Thor Olavsrud | Jan. 23, 2017
Heads-up no-limit Texas hold'em may be the final frontier in the battle of man vs. machine. Artificial intelligence developed by a Carnegie Mellon University professor and a Ph.D student is taking on four of the top pros in the world to show that AI can master games of imperfect information.

Nearly two years ago, Claudico, an AI developed by Sandholm and his Ph.D student Noam Brown, took on four of the top heads-up, no-limit Texas hold'em players in the world: Dong Kim, Jason Les, Bjorn Li and Doug Polk. From April 24 to May 8, 2015, Claudico played 20,000 hands against each player (80,000 hands total) for a $100,000 prize (donated by Microsoft Research and Rivers Casino). When the dust cleared, Polk, Kim and Li has more chips than Claudico, while Les trailed.

While the humans won in absolute terms, Sandholm says the result was a statistical tie - the participants didn't play enough hands to make a significant statistical determination.

A win (at least a tie) for humans

"The humans won; as a group, they won," he says. "But we couldn't get a statistically significant result on that. Even playing against those absolute, top players, it was a statistical tie. Certainly the AI was not better."

Determined to do better, Sandholm and Brown started over from scratch. In 2016, they developed a new poker-playing AI named Tartanian. They entered a "dumbed down" version of Tartanian, Baby Tartanian 8, in the 2016 Annual Computer Poker Competition and won both the Total Bankroll and Bankroll Instant Run-off categories. Sandholm explains Baby Tartanian 8 was "dumbed down" in that it had to be limited to the amount of memory allowed by the competition.

Then, in February 2016, Sandholm and Brown started over again, with an eye toward a second match-up between their AI and top heads-up, no-limit pros. They created Libratus. As with the other AI, they didn't write a strategy for Libratus. Instead, they wrote the algorithm that Libratus uses to compute its strategy.

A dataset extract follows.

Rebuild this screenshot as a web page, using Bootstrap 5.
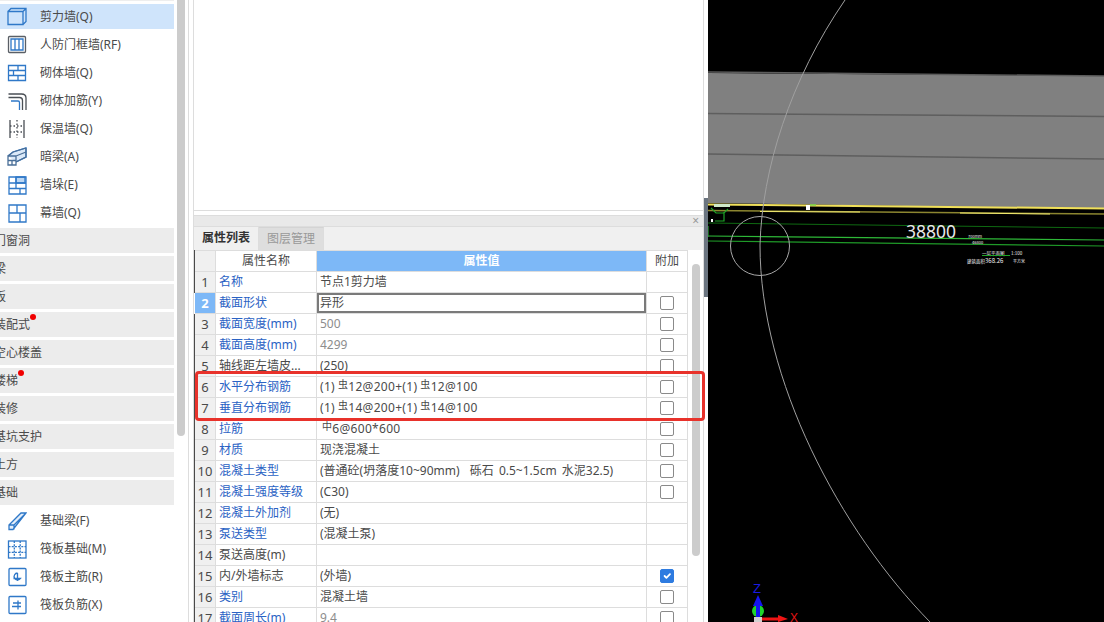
<!DOCTYPE html>
<html lang="zh-CN">
<head>
  <meta charset="UTF-8">
  <title>属性列表</title>
  <link href="https://cdn.jsdelivr.net/npm/bootstrap@5.3.0/dist/css/bootstrap.min.css" rel="stylesheet">
  <style>
    html, body { height: 622px; overflow: hidden; }
    body { font-family: "Noto Sans", "Noto Sans CJK SC", sans-serif; font-size: 12px; color: #4a4a4a; background: #fff; }
    .side-wrap { width: 189px; height: 622px; border-right: 1px solid #ddd; flex: none; }
    .side-list { width: 174px; padding-top: 3px; border-top: 1px solid #eee; gap: 3px; height: 622px; overflow: hidden; flex: none; }
    .tool-row { height: 25px; flex: none; gap: 13px; padding-left: 7px; }
    .tool-row.is-on { background: #cfe4fb; }
    .tool-row svg { width: 20px; height: 20px; flex: none; fill: none; stroke: #2f78c8; stroke-width: 1.3; }
    .group-row { height: 25px; flex: none; background: #ececec; text-indent: -6px; overflow: hidden; }
    .group-label { position: relative; }
    .red-dot { position: absolute; top: -2px; right: -6px; width: 6px; height: 6px; border-radius: 50%; background: #f00000; }
    .side-track { width: 8px; height: 436px; margin-left: 3px; background: #ccc; border-radius: 0 0 4px 4px; flex: none; }
    .prop-pane { width: 511px; height: 622px; margin-left: 4px; border-left: 1px solid #ddd; border-right: 1px solid #ddd; flex: none; overflow: hidden; }
    .top-blank { height: 211px; border-bottom: 1px solid #ddd; flex: none; }
    .pane-head { height: 12px; margin-top: 4px; background: #e9e9e9; border-top: 1px solid #ddd; border-bottom: 1px solid #ddd; flex: none; justify-content: flex-end; padding-right: 4px; color: #999; font-size: 12px; line-height: 9px; }
    .tab-strip { height: 23px; background: #f0f0f0; flex: none; }
    .tab-item { width: 65px; line-height: 22px; text-align: center; border-right: 1px solid #ddd; color: #333; font-weight: 700; }
    .tab-item.is-off { background: #dedede; color: #999; font-weight: 400; border-top: 1px solid #d4d4d4; }
    .grid-wrap { width: 509px; flex: none; }
    .table.prop-grid { table-layout: fixed; width: 493px; margin: 0; --bs-border-color: #ddd; --bs-table-color: #4a4a4a; font-size: 12px; border-left: 0; flex: none; }
    .table.prop-grid > * > * > * { padding: 0 3px; height: 21px; line-height: 20px; white-space: nowrap; overflow: hidden; vertical-align: middle; }
    .w-no { width: 21px; }
    .w-name { width: 101px; }
    .w-val { width: 330px; }
    .w-add { width: 41px; }
    .table.prop-grid > * > * > .col-no { background: #f0f0f0; text-align: center; font-size: 13px; padding: 0; }
    .table.prop-grid > * > * > .col-no.is-on { background: #7db8f7; color: #fff; font-weight: 700; }
    .table.prop-grid > * > * > .name-link { color: #2a62c4; }
    .table.prop-grid > * > * > .val-mute { color: #8d8d8d; }
    .table.prop-grid > * > * > .head-val { background: #7db8f7; color: #fff; font-weight: 700; text-align: center; }
    .table.prop-grid > * > * > .cell-edit { box-shadow: inset 0 0 0 2px #7a7a7a; }
    .table.prop-grid > * > * > .cell-check { padding: 0; }
    .table.prop-grid > * > * > .wide-gap { word-spacing: 2px; }
    .table.prop-grid > * > * > .rebar-cell { letter-spacing: .3px; }
    .prop-grid .form-check-input { width: 14px; height: 14px; margin: 0 0 0 13px; border: 1px solid #8a8a8a; border-radius: 2px; float: none; display: block; }
    .prop-grid .form-check-input:checked { background-color: #2e7be0; border-color: #2e7be0; }
    .rebar { font-size: 10px; line-height: 1; position: relative; top: -3px; margin: 0 0 0 3px; }
    .rebar.rebar-tight { margin: 0 0 0 2px; }
    .grid-thumb { width: 8px; height: 292px; margin: 14px 0 0 4px; background: #ccc; border-radius: 4px; flex: none; }
    .split-bar { width: 4px; flex: none; height: 622px; }
    .split-grip { height: 99px; margin-top: 198px; background: #6b7580; }
    .view-3d { width: 396px; height: 622px; flex: none; background: #000; display: block; }
    .red-frame { position: absolute; left: 195px; top: 371px; width: 510px; height: 50px; border: 3px solid #e8322b; border-radius: 4px; pointer-events: none; }
  </style>
</head>
<body class="d-flex">
  <div class="side-wrap d-flex">
    <div class="side-list d-flex flex-column">
      <div class="tool-row is-on d-flex align-items-center">
        <svg viewBox="0 0 20 20"><path d="M1 4.500h15v13H1zM1 4.500L4 1.500h15v13l-3 3M16 4.500l3-3"/></svg><span>剪力墙(Q)</span>
      </div>
      <div class="tool-row d-flex align-items-center">
        <svg viewBox="0 0 20 20"><rect x="1.500" y="1.500" width="17" height="16" rx="1" stroke="#5a5f66"/><path d="M4 4h12v11H4zM8 4v11M12 4v11"/></svg><span>人防门框墙(RF)</span>
      </div>
      <div class="tool-row d-flex align-items-center">
        <svg viewBox="0 0 20 20"><path d="M1.500 2.500h17v15h-17zM1.500 7.500h17M1.500 12.500h17M11 2.500v5M6.500 7.500v5M11 12.500v5"/></svg><span>砌体墙(Q)</span>
      </div>
      <div class="tool-row d-flex align-items-center">
        <svg viewBox="0 0 20 20"><g stroke="#4a4f55"><path d="M1.500 3h13c3 0 4.500 2 4.500 4v12M1.500 6.500h11c2 0 3 1 3 3V19"/></g><path d="M4 10h7c1 0 1.500.5 1.500 1.500V19"/></svg><span>砌体加筋(Y)</span>
      </div>
      <div class="tool-row d-flex align-items-center">
        <svg viewBox="0 0 20 20"><g stroke="#4a4f55"><path d="M3 1v18M17 1v18"/><path d="M10 1v18M3 7h14M3 13h14" stroke-dasharray="1.500 2"/></g></svg><span>保温墙(Q)</span>
      </div>
      <div class="tool-row d-flex align-items-center">
        <svg viewBox="0 0 20 20"><path d="M1 9l5-4L19 1v9L9 15" fill="#dbe9f8"/><path d="M1 9l5-4L19 1M1 9v9h8V9zM9 9L19 5M19 1v9L9 15M1 13.500h8M5 13.500V18" stroke="#4a6f98"/></svg><span>暗梁(A)</span>
      </div>
      <div class="tool-row d-flex align-items-center">
        <svg viewBox="0 0 20 20"><path d="M9 2h9v6H9z" fill="#bcd7f3"/><path d="M2 2h7v6h10v11H2zM9 2h10v6M2 8h7M2 13.500h17M9 8v5.500M13 13.500V19"/></svg><span>墙垛(E)</span>
      </div>
      <div class="tool-row d-flex align-items-center">
        <svg viewBox="0 0 20 20"><path d="M2 2h17v17H2zM10 2v8M2 10h17M13 10v9"/></svg><span>幕墙(Q)</span>
      </div>
      <div class="group-row d-flex align-items-center"><span>门窗洞</span></div>
      <div class="group-row d-flex align-items-center"><span>梁</span></div>
      <div class="group-row d-flex align-items-center"><span>板</span></div>
      <div class="group-row d-flex align-items-center"><span class="group-label">装配式<i class="red-dot"></i></span></div>
      <div class="group-row d-flex align-items-center"><span>空心楼盖</span></div>
      <div class="group-row d-flex align-items-center"><span class="group-label">楼梯<i class="red-dot"></i></span></div>
      <div class="group-row d-flex align-items-center"><span>装修</span></div>
      <div class="group-row d-flex align-items-center"><span>基坑支护</span></div>
      <div class="group-row d-flex align-items-center"><span>土方</span></div>
      <div class="group-row d-flex align-items-center"><span>基础</span></div>
      <div class="tool-row d-flex align-items-center">
        <svg viewBox="0 0 20 20"><path d="M2 14L14 2h5L6 18.500H2zM2 14h5v4.500M7 14L19 2" fill="#e3eefa"/></svg><span>基础梁(F)</span>
      </div>
      <div class="tool-row d-flex align-items-center">
        <svg viewBox="0 0 20 20"><rect x="1.500" y="2" width="17.500" height="17"/><path d="M7.300 2v17M13.200 2v17M1.500 7.600h17.500M1.500 13.300h17.500" stroke-dasharray="2 1.200"/></svg><span>筏板基础(M)</span>
      </div>
      <div class="tool-row d-flex align-items-center">
        <svg viewBox="0 0 20 20"><rect x="2" y="1.500" width="17" height="17" rx="1"/><path d="M10.500 6a3.500 3.500 0 1 0 3 5.500h-7M10.500 6v8"/></svg><span>筏板主筋(R)</span>
      </div>
      <div class="tool-row d-flex align-items-center">
        <svg viewBox="0 0 20 20"><rect x="2" y="1.500" width="17" height="17" rx="1"/><path d="M6 8h8M5 11.500h9M11 5.500v9"/></svg><span>筏板负筋(X)</span>
      </div>
    </div>
    <div class="side-track"></div>
  </div>

  <div class="prop-pane d-flex flex-column">
    <div class="top-blank"></div>
    <div class="pane-head d-flex">×</div>
    <div class="tab-strip d-flex">
      <div class="tab-item">属性列表</div>
      <div class="tab-item is-off">图层管理</div>
    </div>
    <div class="grid-wrap d-flex">
      <table class="table table-bordered prop-grid">
        <colgroup><col class="w-no"><col class="w-name"><col class="w-val"><col class="w-add"></colgroup>
        <thead>
          <tr><th class="col-no"></th><th class="fw-normal text-center">属性名称</th><th class="head-val">属性值</th><th class="fw-normal text-center">附加</th></tr>
        </thead>
        <tbody>
          <tr><td class="col-no">1</td><td class="name-link">名称</td><td>节点1剪力墙</td><td></td></tr>
          <tr><td class="col-no is-on">2</td><td class="name-link">截面形状</td><td class="cell-edit">异形</td><td class="cell-check"><input class="form-check-input" type="checkbox"></td></tr>
          <tr><td class="col-no">3</td><td class="name-link">截面宽度(mm)</td><td class="val-mute">500</td><td class="cell-check"><input class="form-check-input" type="checkbox"></td></tr>
          <tr><td class="col-no">4</td><td class="name-link">截面高度(mm)</td><td class="val-mute">4299</td><td class="cell-check"><input class="form-check-input" type="checkbox"></td></tr>
          <tr><td class="col-no">5</td><td>轴线距左墙皮...</td><td>(250)</td><td class="cell-check"><input class="form-check-input" type="checkbox"></td></tr>
          <tr><td class="col-no">6</td><td class="name-link">水平分布钢筋</td><td class="rebar-cell">(1)<span class="rebar">虫</span>12@200+(1)<span class="rebar">虫</span>12@100</td><td class="cell-check"><input class="form-check-input" type="checkbox"></td></tr>
          <tr><td class="col-no">7</td><td class="name-link">垂直分布钢筋</td><td class="rebar-cell">(1)<span class="rebar">虫</span>14@200+(1)<span class="rebar">虫</span>14@100</td><td class="cell-check"><input class="form-check-input" type="checkbox"></td></tr>
          <tr><td class="col-no">8</td><td class="name-link">拉筋</td><td class="rebar-cell"><span class="rebar rebar-tight">中</span>6@600*600</td><td class="cell-check"><input class="form-check-input" type="checkbox"></td></tr>
          <tr><td class="col-no">9</td><td class="name-link">材质</td><td>现浇混凝土</td><td class="cell-check"><input class="form-check-input" type="checkbox"></td></tr>
          <tr><td class="col-no">10</td><td class="name-link">混凝土类型</td><td class="wide-gap">(普通砼(坍落度10~90mm)&nbsp; 砾石 0.5~1.5cm 水泥32.5)</td><td class="cell-check"><input class="form-check-input" type="checkbox"></td></tr>
          <tr><td class="col-no">11</td><td class="name-link">混凝土强度等级</td><td>(C30)</td><td class="cell-check"><input class="form-check-input" type="checkbox"></td></tr>
          <tr><td class="col-no">12</td><td class="name-link">混凝土外加剂</td><td>(无)</td><td></td></tr>
          <tr><td class="col-no">13</td><td class="name-link">泵送类型</td><td>(混凝土泵)</td><td></td></tr>
          <tr><td class="col-no">14</td><td>泵送高度(m)</td><td></td><td></td></tr>
          <tr><td class="col-no">15</td><td>内/外墙标志</td><td>(外墙)</td><td class="cell-check"><input class="form-check-input" type="checkbox" checked></td></tr>
          <tr><td class="col-no">16</td><td class="name-link">类别</td><td>混凝土墙</td><td class="cell-check"><input class="form-check-input" type="checkbox"></td></tr>
          <tr><td class="col-no">17</td><td class="name-link">截面周长(m)</td><td class="val-mute">9.4</td><td class="cell-check"><input class="form-check-input" type="checkbox"></td></tr>
        </tbody>
      </table>
      <div class="grid-thumb"></div>
    </div>
  </div>

  <div class="split-bar"><div class="split-grip"></div></div>

  <svg class="view-3d" viewBox="708 0 396 622">
    <polygon points="708,73 1104,76 1104,209 708,203" fill="#808080"/>
    <path d="M708 72L1104 76" stroke="#5c5c5c" stroke-width="1.500"/>
    <path d="M708 113.500L1104 116.500M708 154L1104 159" stroke="#5e5e5e" stroke-width="1.500"/>
    <path d="M708 204.500L1104 208.500" stroke="#f0e05a" stroke-width="2"/>
    <path d="M708 210.500L1104 214" stroke="#8c8630" stroke-width="1.500"/>
    <path d="M760 211.500L860 212M960 213L1050 214" stroke="#f2ea70" stroke-width="1"/>
    <path d="M708 223L1104 228" stroke="#0f6a12" stroke-width="1"/>
    <path d="M708 236L1104 240" stroke="#2eb838" stroke-width="1.200"/>
    <path d="M708 241L1104 246" stroke="#1f9a28" stroke-width="1.200"/>
    <path d="M708 226V237M711 208l5 5h8l4-4M724 212v9h-9" fill="none" stroke="#1fa328" stroke-width="1.200"/>
    <rect x="714" y="204" width="16" height="3" fill="#cfe9c9"/>
    <rect x="711" y="219" width="2" height="3" fill="#fff"/>
    <rect x="806" y="205" width="4" height="5" fill="#fff"/>
    <path d="M810 205h6" stroke="#7cd84a" stroke-width="1.500"/>
    <path d="M845 0C790 80 762 170 760 245C760 380 840 530 930 622" fill="none" stroke="#a0a0a0" stroke-width="1"/>
    <circle cx="760" cy="246" r="29.500" fill="none" stroke="#a8a8a8" stroke-width="1"/>
    <text x="906" y="238" font-family="Noto Sans" font-size="17.500" fill="#e8e8e8">38800</text>
    <g font-family="Noto Sans CJK SC" fill="#f2f2f2">
      <text x="968" y="238" font-size="4">700mm</text>
      <text x="972" y="244" font-size="4">46800</text>
      <text x="982" y="254.500" font-size="4.500">一层平面图</text>
      <text x="1011" y="254.500" font-size="4.500">1:100</text>
      <text x="967" y="263" font-size="4.500">建筑面积</text>
      <text x="985" y="263" font-size="6">368.26</text>
      <text x="1013" y="263" font-size="4">平方米</text>
    </g>
    <path d="M982 255.500h28" stroke="#1fa328"/>
    <text x="753" y="593" font-family="Liberation Sans" font-size="13" fill="#1a1ae0">Z</text>
    <ellipse cx="758" cy="611" rx="6" ry="6" fill="#1fd42a"/>
    <polygon points="758,595 753,606 763,606" fill="#1414f0"/>
    <rect x="756" y="605" width="4" height="12" fill="#1414f0"/>
    <rect x="754" y="617" width="8" height="5" fill="#d0d0d0"/>
    <path d="M762 619H779" stroke="#f01414" stroke-width="3"/>
    <polygon points="778,615 788,619 778,622" fill="#f01414"/>
    <text x="790" y="622" font-family="Liberation Sans" font-size="12" fill="#e01414">X</text>
  </svg>

  <div class="red-frame"></div>
</body>
</html>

For instance, he says, Libratus includes a new and faster equilibrium-finding method that identifies non-promising paths and starts to ignore them over time. It also has access to the Pittsburgh Supercomputing Center's Bridges supercomputer to perform live endgame-solving computations.

The new contest, "Brains vs. Artificial Intelligence: Upping the Ante," is currently ongoing at Rivers Casino in Pittsburgh. Pros Jason Les, Dong Kim, Daniel McAulay and Jimmy Chou are competing for a $200,000 prize this time around. The contest, which started on Jan. 11, will span 20 days, and the pros will play a collective total of 120,000 hands against Libratus.

As in the previous match, the contest will use duplicate matches to minimize the role of luck.

Reducing the variable

"We try to reduce the variance in this game by not allowing the computer to be lucky or the human to be lucky," Sandholm says. "We pair the players up."

For instance, if Jason Les and Dong Kim are paired, and Les gets a certain set of cards against the computer in a particular hand, the computer will get that same set of cards in a hand against Kim, and vice versa.